Kekerasan Atas Nama Pendidikan, Bolehkah?

Oleh Dede Permana, M.Pd.
(Dosen Program Studi PGSD, Universitas Nusa Putra Sukabumi)

FENOMENA Kenakalan anak dan remaja bukanlah sebuah fenomena baru, dan tentu akan terus ada sepanjang masa. Masa anak-anak dan remaja adalah masa disaat mereka melakukan pencarian jati diri.

Bacaan Lainnya

Who am I ?

itulah pertanyaan yang harus dibantu oleh seorang Guru sebagai pendidik dalam rangka mengarahkan generasi muda bangsa.

Perilaku siswa tidak nurut, tidak disiplin, melawan, sulit diberi tahu, merokok, dan tidak mengerjakan tugas adalah masalah klasik bagi kalangan pendidik dalam melaksanakan tugasnya. Lantas bagaimana cara untuk menghilangkan perilaku tersebut?

Apakah perlu dengan cara keras?.

Kerasnya seorang guru terhadap siswa seringkali timbul akibat kenakalan-kenakalan yang dilakukan siswa tersebut, padahal tidak ada satupun data yang mendukung bahwa adanya korelasi antara mendidik dengan keras dan kenakalan.

Jika berkaca pada masa lalu, memang banyak guru yang mendidik dengan keras, tapi saat itu siswa nakal juga tetap banyak.

Suasana pendidikan yang sehat muncul dari cara mendidik yang baik. Sejatinya persoalan mendidik bukan dipandang tentang lunak ataupun keras, melainkan bagaimana seorang Guru mampu membangkitkan semangat positif untuk berubah.

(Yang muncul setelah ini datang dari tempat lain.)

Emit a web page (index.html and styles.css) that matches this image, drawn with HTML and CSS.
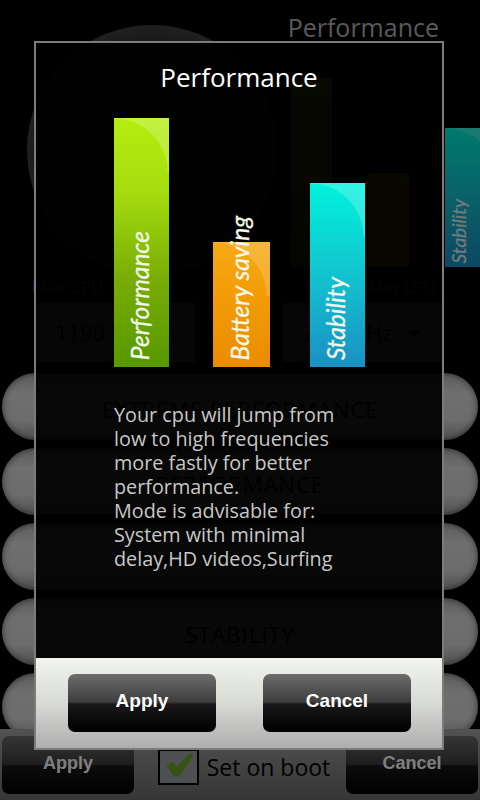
FILE: index.html
```html
<!DOCTYPE html>
<html lang="en">
<head>
<meta charset="utf-8">
<title>Performance</title>
<link rel="stylesheet" href="styles.css">
</head>
<body>
<div class="screen">
  <div class="top">
    <div class="gauge">
      <div class="gauge-ring"></div>
      <svg class="needle" viewBox="0 0 250 245"><path d="M85 82 L186 184" stroke="#000" stroke-width="3"/></svg>
      <span class="gauge-value">700 Mhz</span>
    </div>
    <div class="side">
      <div class="app-title">Performance</div>
      <div class="mini-bars">
        <div class="mini mini-perf bar-green"></div>
        <div class="mini mini-batt bar-orange"></div>
        <div class="mini mini-stab bar-teal"><span class="mini-label">Stability</span></div>
      </div>
    </div>
  </div>
  <div class="labels"><span>Max CPU</span><span>Min CPU</span></div>
  <div class="selects">
    <div class="select">1190 MHz</div>
    <div class="select">245 MHz<span class="arrow"></span></div>
  </div>
  <div class="rows">
    <div class="row">EXTREME PERFORMANCE</div>
    <div class="row">PERFORMANCE</div>
    <div class="row">BATTERY SAVING</div>
    <div class="row">STABILITY</div>
    <div class="row"></div>
  </div>
  <div class="bottom">
    <button class="btn btn-small">Apply</button>
    <div class="boot">
      <span class="check"><svg viewBox="0 0 37 32" width="37" height="32"><path d="M7 15 L12 11 L17 16 L30 2 L33 5 L19 25 L14 25 Z" fill="#6fa52a" stroke="#6fa52a" stroke-width="1" stroke-linejoin="round"/></svg></span>
      <span class="boot-text">Set on boot</span>
    </div>
    <button class="btn btn-small">Cancel</button>
  </div>

  <div class="scrim">
    <div class="dialog">
      <div class="dialog-title">Performance</div>
      <div class="chart">
        <div class="bar bar-green bar-p"><span class="bar-label">Performance</span></div>
        <div class="bar bar-orange bar-b"><span class="bar-label">Battery saving</span></div>
        <div class="bar bar-teal bar-s"><span class="bar-label">Stability</span></div>
      </div>
      <p class="desc">Your cpu will jump from<br>low to high frequencies<br>more fastly for better<br>performance.<br>Mode is advisable for:<br>System with minimal<br>delay,HD videos,Surfing</p>
      <div class="panel">
        <button class="btn btn-large">Apply</button>
        <button class="btn btn-large">Cancel</button>
      </div>
    </div>
  </div>
</div>
</body>
</html>
```
FILE: styles.css
```css
* { box-sizing: border-box; }
html, body { margin: 0; padding: 0; background: #000; }
.screen {
  position: relative;
  width: 480px;
  height: 800px;
  overflow: hidden;
  background: #000;
  display: flex;
  flex-direction: column;
  font-family: "Open Sans", "DejaVu Sans", sans-serif;
}

/* background app */
.top { display: flex; height: 275px; padding-left: 27px; flex: none; }
.gauge {
  position: relative;
  flex: none;
  width: 250px;
  height: 250px;
  margin-top: 25px;
  border-radius: 50%;
  background: radial-gradient(circle at 50% 50%, #2a2a2a 0, #333 60%, #555 90%, #5a5a5a 100%);
  display: flex;
  align-items: flex-end;
  justify-content: center;
  padding-bottom: 30px;
}
.gauge-ring { position: absolute; inset: 20px; border-radius: 50%; border: 8px solid #1b1b1b; }
.needle { position: absolute; inset: 0; width: 250px; height: 250px; }
.gauge-value { position: relative; font-size: 26px; color: #000; }
.side { flex: 1; min-width: 0; display: flex; flex-direction: column; }
.app-title {
  height: 53px;
  padding: 8px 41px 0 0;
  text-align: right;
  font-size: 25px;
  line-height: 38px;
  color: #b4b4b4;
}
.mini-bars { display: flex; align-items: flex-end; height: 214px; gap: 36px; padding-left: 14px; }
.mini { flex: none; width: 41px; display: flex; justify-content: center; align-items: flex-end; }
.mini-perf { height: 189px; }
.mini-batt { height: 94px; }
.mini-stab { height: 139px; width: 35px; }
.mini-label {
  writing-mode: vertical-rl;
  transform: rotate(180deg);
  font: italic 19px "Lato", "Open Sans", sans-serif;
  -webkit-text-stroke: .2px currentColor;
  color: #e6f4f4;
  padding-top: 4px;
  margin-right: 8px;
}

.labels { display: flex; justify-content: space-between; height: 28px; padding: 0 44px 0 32px; font-size: 17px; line-height: 24px; color: #999; flex: none; }
.selects { display: flex; justify-content: space-between; height: 59px; padding: 0 37px 0 35px; flex: none; }
.select {
  position: relative;
  width: 160px;
  padding-left: 20px;
  background: #a8a8a8;
  font-size: 22px;
  line-height: 59px;
  color: #000;
}
.arrow {
  position: absolute;
  right: 22px;
  top: 27px;
  border-left: 7px solid transparent;
  border-right: 7px solid transparent;
  border-top: 7px solid #000;
}

.rows { display: flex; flex-direction: column; gap: 8px; height: 367px; padding: 11px 2px 0; overflow: hidden; flex: none; }
.row {
  flex: none;
  height: 67px;
  border-radius: 34px;
  background: linear-gradient(#b8b8b8 0, #dedede 30%, #d8d8d8 70%, #a0a0a0 100%);
  box-shadow: inset 0 0 7px rgba(0, 0, 0, .55);
  text-align: center;
  font-size: 22px;
  letter-spacing: 1px;
  line-height: 72px;
  color: #000;
}

.bottom {
  flex: 1;
  display: flex;
  align-items: flex-start;
  justify-content: space-between;
  padding: 7px 2px 0;
  background: linear-gradient(#a4a4a4, #6c6c6c);
}
.btn {
  border: 0;
  padding: 0 0 4px;
  font: bold 19px "Liberation Sans", Arial, sans-serif;
  color: #fff;
  border-radius: 7px;
  background: linear-gradient(#6c6c6c 0, #3e3e3e 48%, #1a181a 52%, #000 100%);
}
.btn-small { width: 132px; height: 58px; font-size: 18px; }
.boot { display: flex; align-items: center; gap: 8px; height: 50px; margin: 6px 0 0 8px; }
.check {
  width: 41px;
  height: 36px;
  border: 2px solid #000;
  background: #9ea0a8;
  display: flex;
  align-items: center;
  justify-content: center;
}
.check svg { display: block; }
.boot-text { font-size: 23px; color: #000; }

/* dialog */
.scrim { position: absolute; inset: 0; background: rgba(0, 0, 0, .5); }
.dialog {
  position: absolute;
  left: 34px;
  top: 41px;
  width: 410px;
  height: 709px;
  border: 2px solid #7c7c7c;
  background: rgba(0, 0, 0, .925);
  display: flex;
  flex-direction: column;
}
.dialog-title { height: 70px; text-align: center; font-size: 26px; line-height: 68px; color: #fff; flex: none; }
.chart { display: flex; align-items: flex-end; height: 254px; padding-left: 78px; flex: none; }
.bar {
  flex: none;
  width: 55px;
  display: flex;
  align-items: flex-end;
  justify-content: center;
}
.bar-p { height: 249px; }
.bar-b { height: 125px; width: 57px; margin-left: 44px; }
.bar-s { height: 184px; margin-left: 40px; }
.bar-green {
  background:
    radial-gradient(circle 54px at 0 54px, transparent 53px, rgba(255, 255, 255, .2) 54px) 0 0 / 100% 54px no-repeat,
    linear-gradient(#b4ee10 0, #a4dc0e 30%, #78ac06 65%, #569800 100%);
}
.bar-orange {
  background:
    radial-gradient(circle 54px at 0 54px, transparent 53px, rgba(255, 255, 255, .16) 54px) 0 0 / 100% 54px no-repeat,
    linear-gradient(#f6aa14 0, #f29a06 50%, #ea8c00 100%);
}
.bar-teal {
  background:
    radial-gradient(circle 54px at 0 54px, transparent 53px, rgba(255, 255, 255, .2) 54px) 0 0 / 100% 54px no-repeat,
    linear-gradient(#00f2dc 0, #12c8d0 45%, #1a90c4 100%);
}
.bar-label {
  writing-mode: vertical-rl;
  transform: rotate(180deg);
  white-space: nowrap;
  font: italic 24.5px "Lato", "Open Sans", sans-serif;
  -webkit-text-stroke: .3px currentColor;
  color: #f2f8ea;
  padding-top: 7px;
  margin-right: 4px;
  line-height: 32px;
}
.desc {
  margin: 36px 0 0;
  padding-left: 78px;
  font-size: 19.8px;
  line-height: 24px;
  color: #c8c8c8;
  flex: none;
}
.panel {
  margin-top: auto;
  height: 90px;
  padding: 16px 31px 0 32px;
  display: flex;
  justify-content: space-between;
  align-items: flex-start;
  background: linear-gradient(#f2f4f0 0, #d8dad6 50%, #aeaeae 100%);
  flex: none;
}
.btn-large { width: 148px; height: 58px; }
```
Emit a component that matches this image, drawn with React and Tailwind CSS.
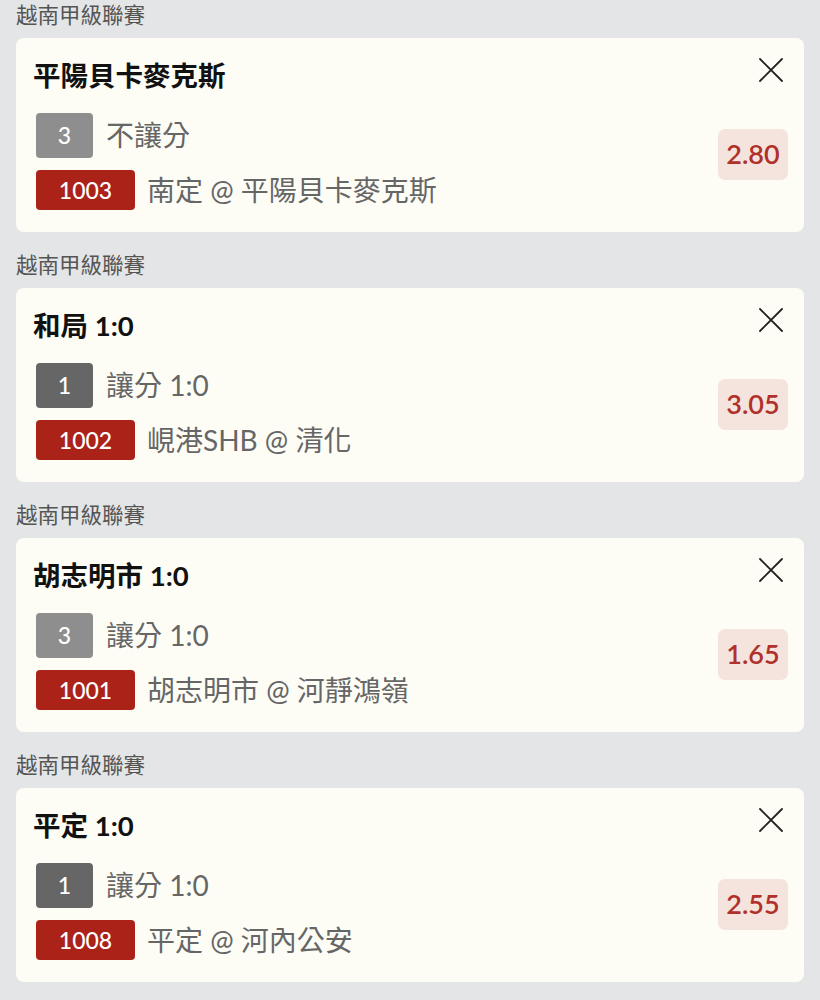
const BETS = [
  { league: '越南甲級聯賽', title: '平陽貝卡麥克斯', pick: '3', pickTone: 'light', market: '不讓分', code: '1003', match: '南定 @ 平陽貝卡麥克斯', odds: '2.80' },
  { league: '越南甲級聯賽', title: '和局 1:0', pick: '1', pickTone: 'dark', market: '讓分 1:0', code: '1002', match: '峴港SHB @ 清化', odds: '3.05' },
  { league: '越南甲級聯賽', title: '胡志明市 1:0', pick: '3', pickTone: 'light', market: '讓分 1:0', code: '1001', match: '胡志明市 @ 河靜鴻嶺', odds: '1.65' },
  { league: '越南甲級聯賽', title: '平定 1:0', pick: '1', pickTone: 'dark', market: '讓分 1:0', code: '1008', match: '平定 @ 河內公安', odds: '2.55' },
]

function CloseIcon() {
  return (
    <svg width="24" height="24" viewBox="0 0 24 24" fill="none" stroke="#222" strokeWidth="1.8" strokeLinecap="round">
      <path d="M1 1L23 23M23 1L1 23" />
    </svg>
  )
}

function BetCard({ bet }) {
  return (
    <div className="flex rounded-[8px] bg-[#fdfdf6]">
      <div className="flex-1 min-w-0 pt-[20px] pb-[22px] pl-[17px]">
        <div className="h-[36px] leading-[36px] text-[27.5px] font-bold text-[#111]">{bet.title}</div>
        <div className="mt-[19px] ml-[3px] flex items-center gap-[13px]">
          <span className={`w-[57px] h-[45px] rounded-[4px] flex items-center justify-center text-white text-[23px] font-medium ${bet.pickTone === 'dark' ? 'bg-[#666666]' : 'bg-[#8e8e8e]'}`}>
            {bet.pick}
          </span>
          <span className="text-[28px] leading-[45px] text-[#666]">{bet.market}</span>
        </div>
        <div className="mt-[12px] ml-[3px] flex items-center gap-[12px]">
          <span className="w-[99px] h-[40px] rounded-[4px] bg-[#ab2219] flex items-center justify-center text-white text-[23px] font-medium">
            {bet.code}
          </span>
          <span className="text-[28px] leading-[40px] text-[#666]">{bet.match}</span>
        </div>
      </div>
      <div className="flex flex-col items-end pt-[20px] pr-[16px]">
        <div className="mr-[5px]"><CloseIcon /></div>
        <div className="mt-[47px] w-[70px] h-[51px] rounded-[7px] bg-[#f5e4dd] flex items-center justify-center text-[27px] font-semibold text-[#b0302a]">
          {bet.odds}
        </div>
      </div>
    </div>
  )
}

export default function App() {
  return (
    <div className="min-h-[1000px] bg-[#e4e5e7] px-[16px] pb-[18px] flex flex-col gap-[18px]" style={{ fontFamily: 'Lato, "Noto Sans CJK TC", sans-serif' }}>
      {BETS.map((bet, i) => (
        <div key={i}>
          <div className="h-[30px] leading-[30px] mb-[8px] text-[21.5px] text-[#555]">{bet.league}</div>
          <BetCard bet={bet} />
        </div>
      ))}
    </div>
  )
}
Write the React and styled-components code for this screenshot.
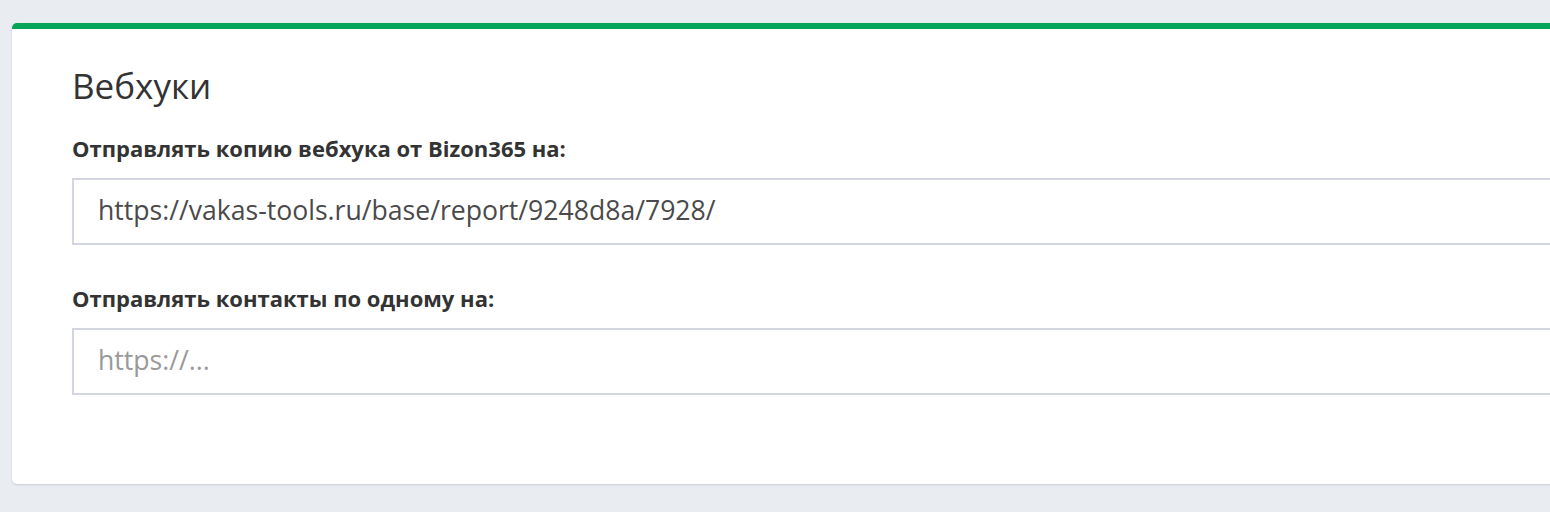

Memang betul, tidak semua anak jika diberitahu dengan halus langsung berubah menjadi baik, tapi apakah jika semua anak diperlakukan dengan keras akan disiplin?

Seorang Guru idealnya mampu memahami perkembangan perilaku anak sehingga mampu memberikan treatment yang tepat ketika anak berperilaku menyimpang.

Seperti yang dikatakan pada paragraf pertama, seorang Guru harus mampu membantu siswanya untuk bisa menjawab pertanyaan Who am I? siapakah aku?, Artinya guru harus mampu membantu siswa dalam mengidentifikasi jati diri mereka.

Proses pembentukan konsep diri (jati diri) merupakan proses yang berjalan terus menerus seumur hidup, diawali saat manusia berkomunikasi hanya dengan menangis.

Kita tahu, saat seorang bayi haus, buang air, dia akan otomatis menangis. Disitulah artinya mereka sedang belajar dan memaknai bahwa ketika menangis, orang dewasa akan memberikan pelayanan bagi mereka seperti memberi ASI, mengganti popok dan sebagainya. Artinya, bayi sudah belajar bahwa menangis adalah cara untuk berkomunikasi.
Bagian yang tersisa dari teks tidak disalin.